Pop'n Bounce, released in Japan as , is a 1997 block breaker video game developed by Video System and published by Visco for the Neo Geo arcade platform. It was released in 1997.

Hamster Corporation acquired the game's rights alongside Video System's catalogue, re-releasing the game as part of their ACA Neo Geo series for the Nintendo Switch and PlayStation 4 in March 2026, the series' first game after a 7-year hiatus, after SNK unprecedentedly added the game into the ACA Neo Geo Selection Vol. 10 collection, which traditionally only adds SNK-owned games.

==Gameplay==
The player aims to defeat numerous creatures on the screen using a paddle and ball in a similar manner to Taito's Arkanoid.
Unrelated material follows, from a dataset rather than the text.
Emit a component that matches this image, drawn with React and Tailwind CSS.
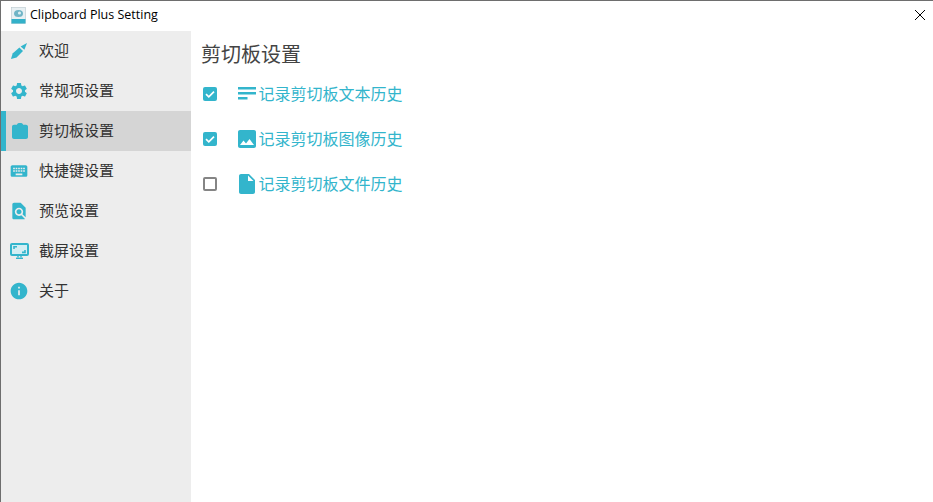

Unlike other games in the genre, each creature has unique attributes, such as eggs that protect dragons inside for one hit, black creatures which cannot be defeated easily without a bomb and two creatures merging into one large creature. which allow the player to gain more points when defeated. Power-ups drop from defeated creatures, including a power-up that allows the paddle to periodically shoot an enemy in front of them. Indestructible walls provide additional challenge. When all six letters in the word "attack" are collected, the ball splits into three, allowing them to hit more creatures. One of the creatures is the main character from Rabio Lepus.